Другая другая Россия
Шрифт:
— Вы устали, — говорю я, и старец, не выпрямляясь, просто поднимает на меня взгляд. — Тяжело быть старцем?
— Ну… старцем… Ну как тяжело? Всем тяжело. А кому не тяжело? Вот наше правительство — его сейчас все ругают, а ведь они… по двенадцать часов в день работают.
— Вы так снисходительно относитесь к властям, а ведь там очень много коррупционеров, да и просто людей, которые
— А вот так и верить, так и любить. Ты знаешь, как живут в селах батюшки? Ты бы посмотрела. Ты говоришь, трудно… А им по сто человек в день надо исповедовать. Ну а если есть возможность жить хорошо, то и живут хорошо. Ну так и что ж…
— Сегодня утром вы о чем молились?
— Что сказано в молитвослове, так и молился. Чтобы был в стране мир, благоденствие, чтобы не было смуты, чтоб войны не было.
— И Он вас услышал?
— Ну а как же?!
В трапезную входит женщина. Она несет большую банку с чаем.
— Батюшка, тут вам чай передали, — говорит она.
— Отдай тем, кто пить будет, — отвечает старец.
— И сыр адыгейский принесли.
— Отдай тем, кто есть будет.
Я не понимаю этого старца. За время нашего разговора он, раз тридцать произнеся слово «любовь», так и не дал мне ответа, а, напротив, лишь уводил меня от него. Я смотрю на инока внимательно. Он копошится в стопках книг на столе, ищет для меня святоотеческую литературу. Потом вдруг выпрямляется и спохватывается: «Замерзли! Замерзли стоять! Всех веди, всех! Чаю, скорее, чаю им наливай! Веди, веди, скорее!»
В голосе его любовь, это очевидно. Любовь к тем людям, которые сейчас опять начнут донимать его своими совсем не духовными вопросами. Я снова забиваюсь в нишу. В трапезную тянется длинная очередь, все стараются занять место поближе к старцу. Усмехаюсь, снова увидев суетливую.
— Так беременной плохо, то есть ребеночку ее… — как бы оправдываясь, говорит она мне. — Вот решила про нее спросить.

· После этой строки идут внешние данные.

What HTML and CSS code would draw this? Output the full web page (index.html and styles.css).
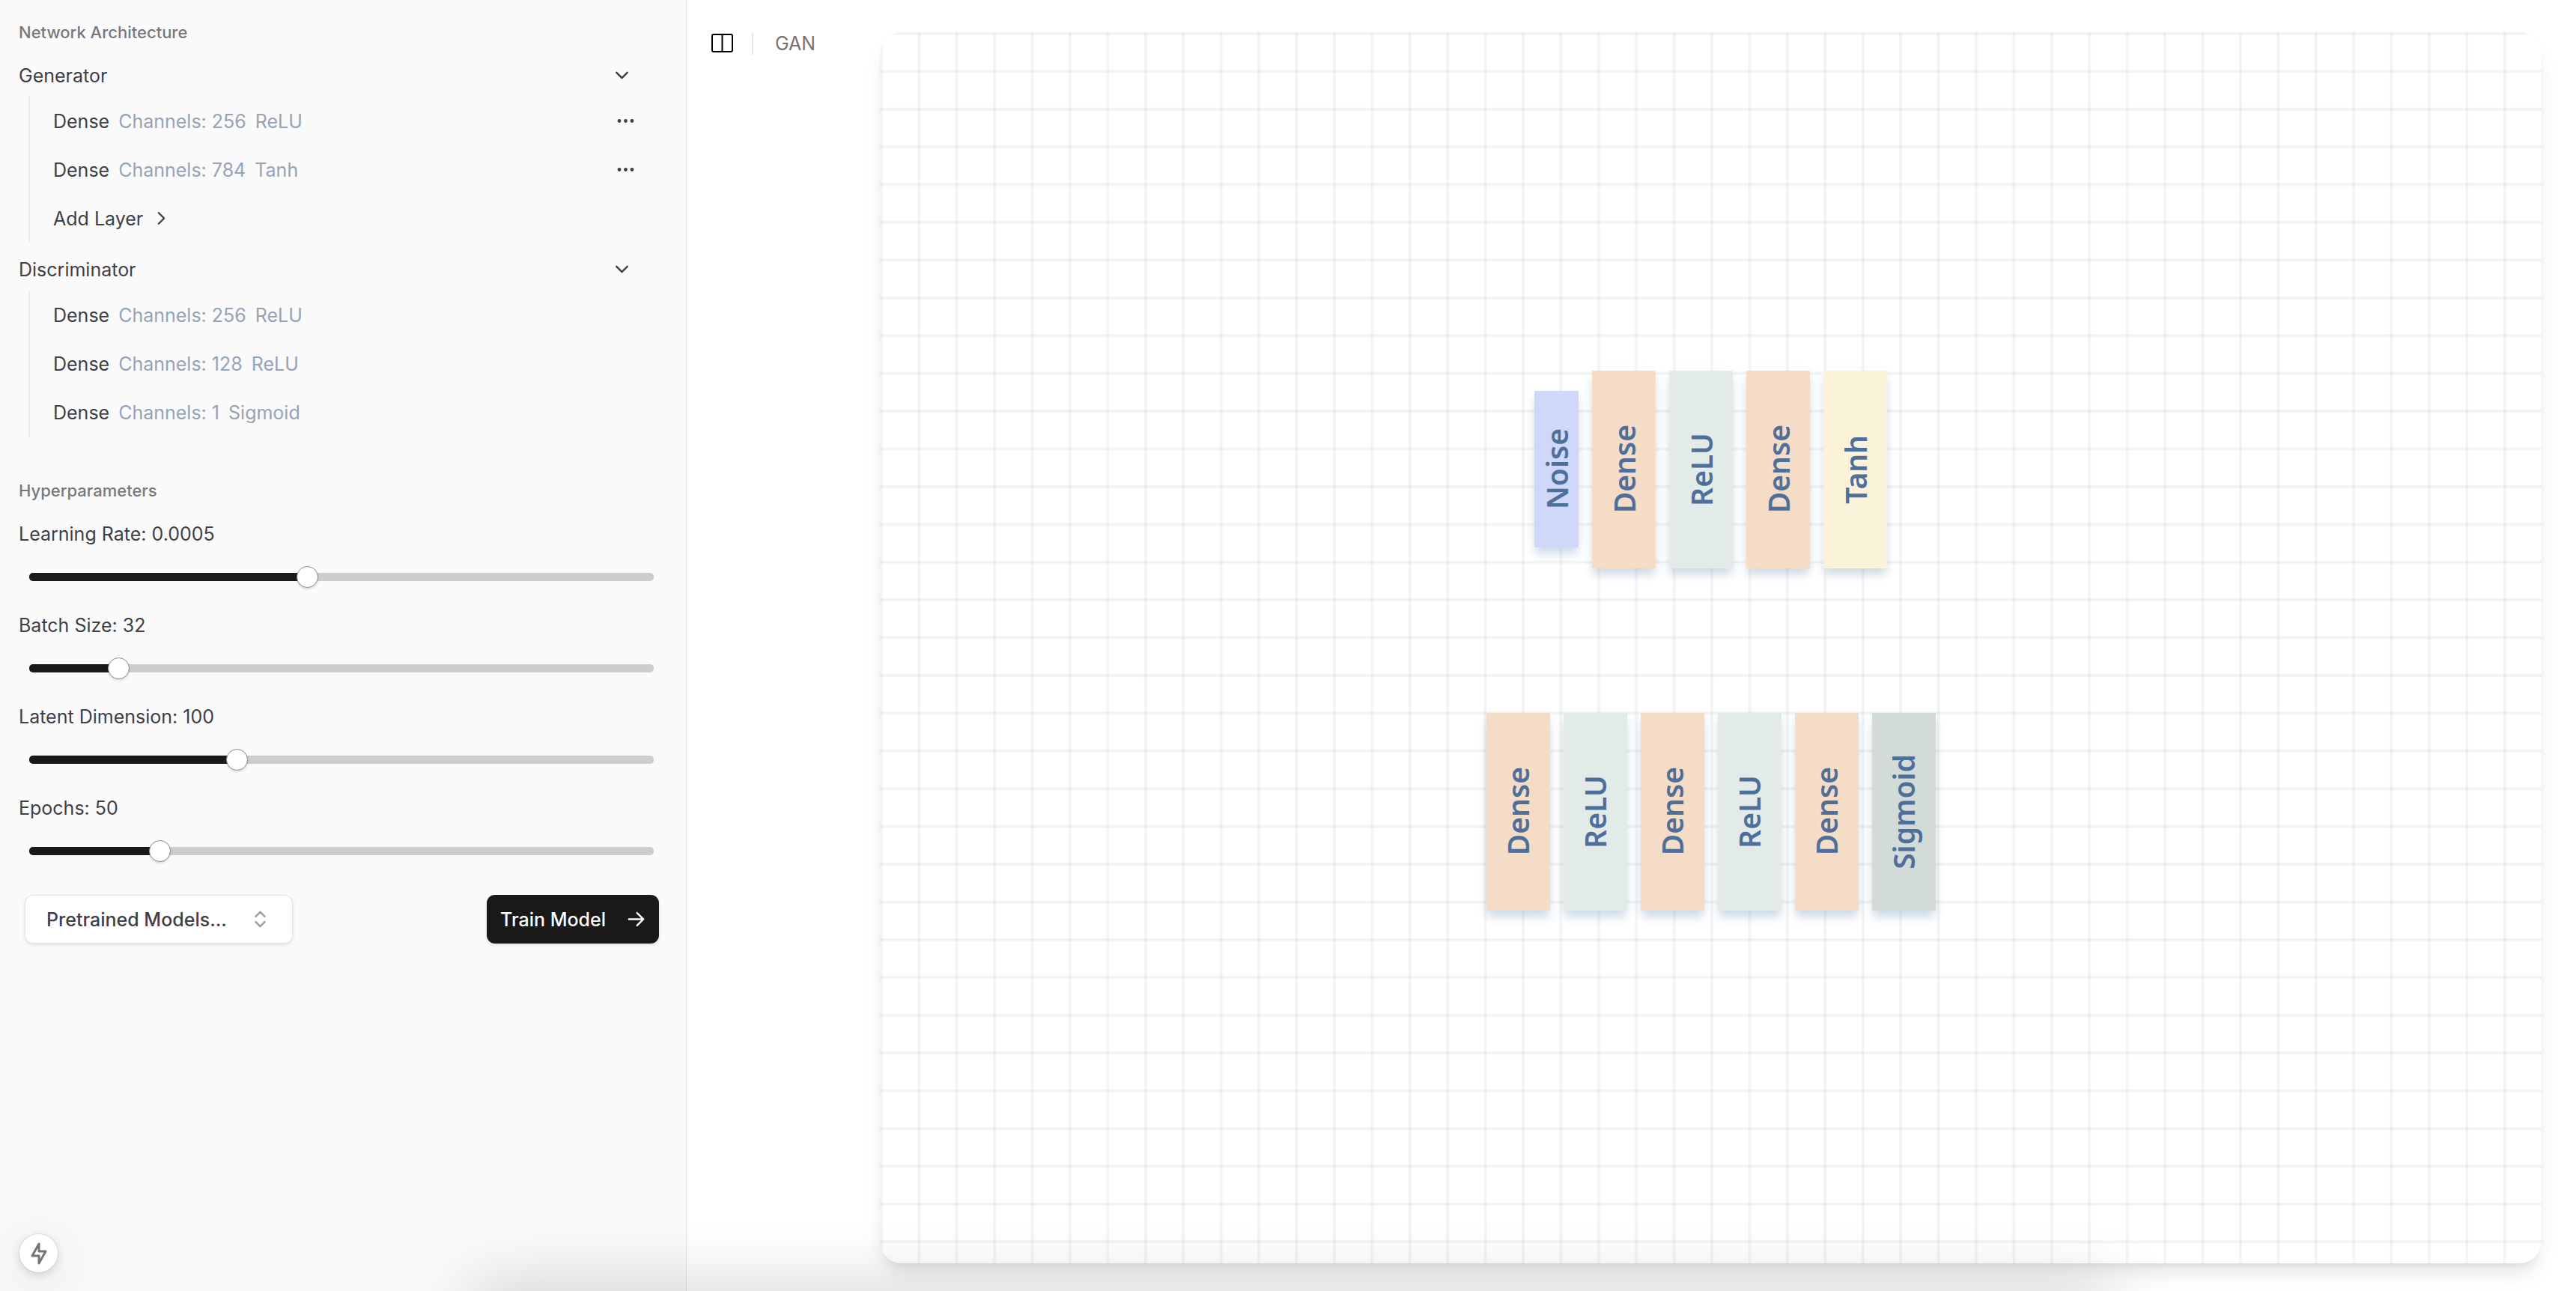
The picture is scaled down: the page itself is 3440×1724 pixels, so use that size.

Она бросается на колени перед старцем и продолжает суетиться. Она наверняка будет приходить к нему по любому поводу только лишь потому, что этот человек ее любит. А она, пришедшая из мира, в котором люди приняли заповедь Христа о любви, но не исполнили ее, всего лишь хочет прикоснуться к этой любви, унести капельку ее с собой, а когда та иссякнет, прийти снова. Вот и ответ.
Суетливая поднимается с колен, ее лицо светится. Глядя на ее счастливое лицо, я чувствую легкий укол совести. Да почему я решила, что она любви старца недостойна?! Почему я вообще взялась делить людей на тех, кто заслуживает любви, и на тех, кого любить не следует?
Я снова наклоняюсь к старцу и тихо, на ухо, задаю свой главный вопрос:
— Да почему же вы такой добрый? Почему вы их любите?
— У кого совесть есть, тот и добрый, тот и любит… — шепотом дает он свой главный ответ.
Возвращаясь из Переделкина, пытаюсь осмыслить эти слова и поражаюсь тому, насколько тяжело современному человеческому сознанию даются простые вещи. Ум постоянно сопротивляется, отвлекается. Я проезжаю еще одну сосновую рощу, но она вдалеке, и рассмотреть каждую сосну я не могу. Вспоминаю оптинские сосны, виденные вблизи, когда различимы и кривой ствол, и редкая крона, и сломанная ветка — все сосновые немощи и недостатки. Рощу издали мне полюбить гораздо легче, думаю я, и снова ощущаю укол совести.
А может, правду сказал старец — совесть нам дана как инструмент любви? И учиться любви вообще не надо, она лишь побочный продукт чистоты? Будет мой сосед чист перед Богом — и не станет он ставить хлам под мою дверь. А я это увижу, во мне тоже проснется совесть, и я перестану проходить мимо него не здороваясь. И если так, то в утверждении «Бог есть любовь» ударение падает все же на первое слово. Все-таки речь не о какой-то непонятной любви, которая есть какой-то непонятный бог. Речь о Боге, которого можно полюбить, а через Него и соседа, и нетерпимого батюшку, и Путина с Медведевым, и даже раскаявшегося террориста. Ну или хотя бы одного лишь соседа, который хлам не выбрасывает. Соседа, кажется, можно попробовать. Если не полюбить, то хотя бы не ненавидеть.